Suffocated by Tribunals

Suffocated by Tribunals

Britain has built a parallel justice system that operates less as an escape valve for the courts and more as an industrialised grievance machine, a new Centre for Policy Studies paper argues.

‘Suffocated by Tribunals’, written by Alan Hibben and Robert Colvile, shows how misaligned incentives, overly broad legislation and the expanding reach of human rights law have created a system where the rational response for employers and public bodies is to settle, regardless of whether a claim has merit.

Judges themselves repeatedly describe proceedings before them as pointless or disproportionate. The paper highlights several ludicrous examples, such as a service charge dispute reduced by just £400 after costs running to many multiples of that sum; a taxpayer awarded £1 in costs after a full hearing; and 30 years of complaints and FOI litigation over a personal grievance, at no cost to the requester at any stage.

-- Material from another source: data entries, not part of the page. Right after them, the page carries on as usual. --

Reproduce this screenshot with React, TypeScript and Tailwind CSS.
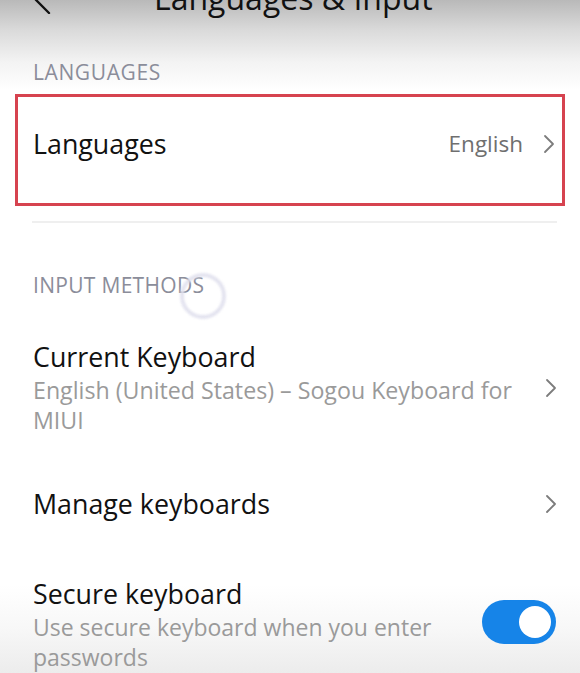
import React from "react";

function Chevron() {
  return (
    <svg width="12" height="20" viewBox="0 0 12 20" className="shrink-0">
      <path d="M2 2 L10 10 L2 18" fill="none" stroke="#7c7c7c" strokeWidth="1.8" strokeLinecap="round" strokeLinejoin="round" />
    </svg>
  );
}

export default function App() {
  return (
    <div className="relative w-[580px] h-[673px] overflow-hidden font-['Open_Sans',sans-serif] bg-[linear-gradient(to_bottom,#b9b9b9_0px,#dadada_30px,#f3f3f3_62px,#ffffff_90px,#ffffff_585px,#f7f7f7_630px,#ececec_673px)]">
      {/* top bar */}
      <div className="h-[50px] flex flex-col">
        <div className="flex items-center mt-[-20px] pl-[34px]">
          <svg width="20" height="30" viewBox="0 0 20 30" className="shrink-0 mt-[2px]">
            <path d="M15 3 L2 16 L15 29" fill="none" stroke="#111" strokeWidth="2.4" strokeLinecap="round" strokeLinejoin="round" />
          </svg>
          <div className="ml-[100px] text-[32px] leading-[36px] font-medium text-[#111] whitespace-nowrap">Languages &amp; Input</div>
        </div>
      </div>

      {/* LANGUAGES header */}
      <div className="h-[44px] pl-[33px] flex items-center text-[21px] leading-[24px] text-[#8b8d9a] tracking-[0.6px]">LANGUAGES</div>

      {/* highlighted Languages row */}
      <div className="mx-[15px] h-[112px] border-[3px] border-[#d6434f] bg-white pl-[15px] pr-[7px] pt-[31px]">
        <div className="flex items-center h-[32px]">
          <div className="flex-1 text-[26.8px] leading-[32px] text-[#111]">Languages</div>
          <div className="text-[22.5px] leading-[32px] text-[#6f6f6f] mr-[20px]">English</div>
          <Chevron />
        </div>
      </div>

      {/* divider */}
      <div className="mt-[15px] ml-[32px] mr-[23px] h-[2px] bg-[#efefef]" />

      {/* INPUT METHODS header */}
      <div className="mt-[50px] pl-[33px] text-[21px] leading-[24px] text-[#8b8d9a] tracking-[0.3px]">INPUT METHODS</div>

      {/* Current Keyboard */}
      <div className="mt-[44px] pl-[33px] pr-[23px] flex items-center">
        <div className="flex-1 pr-[14px]">
          <div className="text-[26.8px] leading-[32px] text-[#111]">Current Keyboard</div>
          <div className="mt-[2px] text-[23.2px] leading-[30px] text-[#9a9a9a]">English (United States) – Sogou Keyboard for MIUI</div>
        </div>
        <Chevron />
      </div>

      {/* Manage keyboards */}
      <div className="mt-[53px] pl-[33px] pr-[23px] flex items-center">
        <div className="flex-1 text-[26.8px] leading-[32px] text-[#111]">Manage keyboards</div>
        <Chevron />
      </div>

      {/* Secure keyboard */}
      <div className="mt-[58px] pl-[33px] pr-[24px] flex items-center">
        <div className="flex-1 pr-[30px]">
          <div className="text-[26.8px] leading-[32px] text-[#111]">Secure keyboard</div>
          <div className="mt-[2px] text-[23px] leading-[30px] text-[#9a9a9a] max-w-[420px]">Use secure keyboard when you enter passwords</div>
        </div>
        <div className="w-[74px] h-[44px] rounded-full bg-[#1684e8] flex items-center justify-end pr-[5px] mt-[-7px]">
          <div className="w-[32px] h-[32px] rounded-full bg-white" />
        </div>
      </div>

      {/* loading ring overlay */}
      <div className="absolute left-[180px] top-[273px] w-[46px] h-[46px] rounded-full border-[4px] border-[#e1e1ee] blur-[1px] opacity-90" />
    </div>
  );
}
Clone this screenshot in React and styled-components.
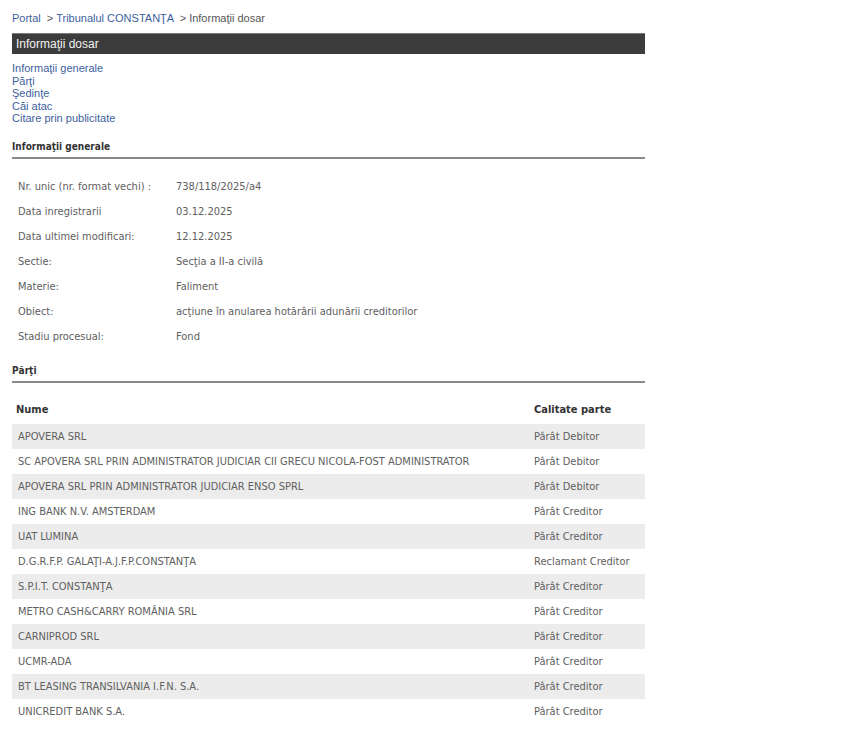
import React from 'react';
import styled, { createGlobalStyle } from 'styled-components';

const GlobalStyle = createGlobalStyle`
  body {
    margin: 0;
    background: #fff;
    font-family: "Liberation Sans", Arial, sans-serif;
  }
`
const PageStyled = styled.div`
  width: 633px;
  padding: 11px 12px 12px 12px;
`
const BreadcrumbStyled = styled.div`
  font-size: 11px;
  line-height: 14px;
  color: #555;
  white-space: pre;
`
const CrumbLinkStyled = styled.a`
  color: #3d5f9e;
  text-decoration: none;
`
const TitleBarStyled = styled.div`
  margin-top: 8px;
  height: 21px;
  line-height: 20px;
  background: #3c3c3c;
  border-top: 1px solid #7a7a7a;
  box-sizing: border-box;
  color: #f2f2f2;
  font-size: 12px;
  padding-left: 4px;
`
const LinkListStyled = styled.div`
  margin-top: 8px;
  display: flex;
  flex-direction: column;
`
const NavLinkStyled = styled.a`
  font-size: 11px;
  line-height: 12.5px;
  color: #3d5f9e;
  text-decoration: none;
`
const SectionTitleStyled = styled.div`
  margin-top: ${(p) => p.$top}px;
  font-family: "DejaVu Sans Condensed", "DejaVu Sans", sans-serif;
  font-weight: bold;
  font-size: 10px;
  line-height: 14px;
  color: #333;
  padding-bottom: 3px;
  border-bottom: 2px solid #8a8a8a;
`
const TableStyled = styled.table`
  margin-top: ${(p) => p.$top}px;
  width: 100%;
  border-collapse: collapse;
  font-family: "DejaVu Sans Condensed", "DejaVu Sans", sans-serif;
  font-size: 11px;
  color: #606060;
`
const CellStyled = styled.td`
  height: 25px;
  padding: 0 6px;
  vertical-align: middle;
  width: ${(p) => p.$width || 'auto'};
  white-space: nowrap;
`
const HeadCellStyled = styled.th`
  height: 25px;
  padding: 1px 4px 2px ${(p) => p.$left || 4}px;
  text-align: left;
  font-weight: bold;
  color: #333;
  vertical-align: middle;
  width: ${(p) => p.$width || 'auto'};
`
const StripeRowStyled = styled.tr`
  background: ${(p) => (p.$odd ? '#ececec' : '#fff')};
`

const info = [
  ['Nr. unic (nr. format vechi) :', '738/118/2025/a4'],
  ['Data inregistrarii', '03.12.2025'],
  ['Data ultimei modificari:', '12.12.2025'],
  ['Sectie:', 'Secţia a II-a civilă'],
  ['Materie:', 'Faliment'],
  ['Obiect:', 'acţiune în anularea hotărârii adunării creditorilor'],
  ['Stadiu procesual:', 'Fond'],
]

const parti = [
  ['APOVERA SRL', 'Pârât Debitor'],
  ['SC APOVERA SRL PRIN ADMINISTRATOR JUDICIAR CII GRECU NICOLA-FOST ADMINISTRATOR', 'Pârât Debitor'],
  ['APOVERA SRL PRIN ADMINISTRATOR JUDICIAR ENSO SPRL', 'Pârât Debitor'],
  ['ING BANK N.V. AMSTERDAM', 'Pârât Creditor'],
  ['UAT LUMINA', 'Pârât Creditor'],
  ['D.G.R.F.P. GALAŢI-A.J.F.P.CONSTANŢA', 'Reclamant Creditor'],
  ['S.P.I.T. CONSTANŢA', 'Pârât Creditor'],
  ['METRO CASH&CARRY ROMÂNIA SRL', 'Pârât Creditor'],
  ['CARNIPROD SRL', 'Pârât Creditor'],
  ['UCMR-ADA', 'Pârât Creditor'],
  ['BT LEASING TRANSILVANIA I.F.N. S.A.', 'Pârât Creditor'],
  ['UNICREDIT BANK S.A.', 'Pârât Creditor'],
]

const App = () => {
  return (
    <>
      <GlobalStyle />
      <PageStyled>
        <BreadcrumbStyled>
          <CrumbLinkStyled href="#">Portal</CrumbLinkStyled>{'  > '}
          <CrumbLinkStyled href="#">Tribunalul CONSTANŢA</CrumbLinkStyled>{'  > '}
          Informaţii dosar
        </BreadcrumbStyled>
        <TitleBarStyled>Informaţii dosar</TitleBarStyled>
        <LinkListStyled>
          <NavLinkStyled href="#">Informaţii generale</NavLinkStyled>
          <NavLinkStyled href="#">Părţi</NavLinkStyled>
          <NavLinkStyled href="#">Şedinţe</NavLinkStyled>
          <NavLinkStyled href="#">Căi atac</NavLinkStyled>
          <NavLinkStyled href="#">Citare prin publicitate</NavLinkStyled>
        </LinkListStyled>

        <SectionTitleStyled $top={15}>Informaţii generale</SectionTitleStyled>
        <TableStyled $top={15}>
          <tbody>
            {info.map(([label, value]) => (
              <tr key={label}>
                <CellStyled $width="146px">{label}</CellStyled>
                <CellStyled>{value}</CellStyled>
              </tr>
            ))}
          </tbody>
        </TableStyled>

        <SectionTitleStyled $top={15}>Părţi</SectionTitleStyled>
        <TableStyled $top={13}>
          <thead>
            <tr>
              <HeadCellStyled>Nume</HeadCellStyled>
              <HeadCellStyled $width="105px" $left={6}>Calitate parte</HeadCellStyled>
            </tr>
          </thead>
          <tbody>
            {parti.map(([name, role], i) => (
              <StripeRowStyled key={name} $odd={i % 2 === 0}>
                <CellStyled>{name}</CellStyled>
                <CellStyled $width="105px">{role}</CellStyled>
              </StripeRowStyled>
            ))}
          </tbody>
        </TableStyled>
      </PageStyled>
    </>
  )
}

export default App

The SEND appeals are perhaps the starkest example. Cases have risen from around 3,500 a year in 2015/16 to nearly 24,000 in 2024/25. Councils contest them and lose almost every time, spending tens of millions of pounds on litigation rather than provision.

Then there are pay claims: under the ‘equal value’ doctrine, tribunals assess job worth through a bizarre points system with little reference to what the market will pay. Supercharged by no win, no fee litigation, this has already cost Birmingham and Glasgow approximately £1.3 billion each and is now working through every major retailer.

The report proposes six solutions, including modest means-tested fees for lodging tribunal complaints; a default costs rule for parties who push on past a clear warning; a proportionality gate to prevent processes exceeding the sum in dispute; and separating SEND diagnosis from automatic statutory entitlement.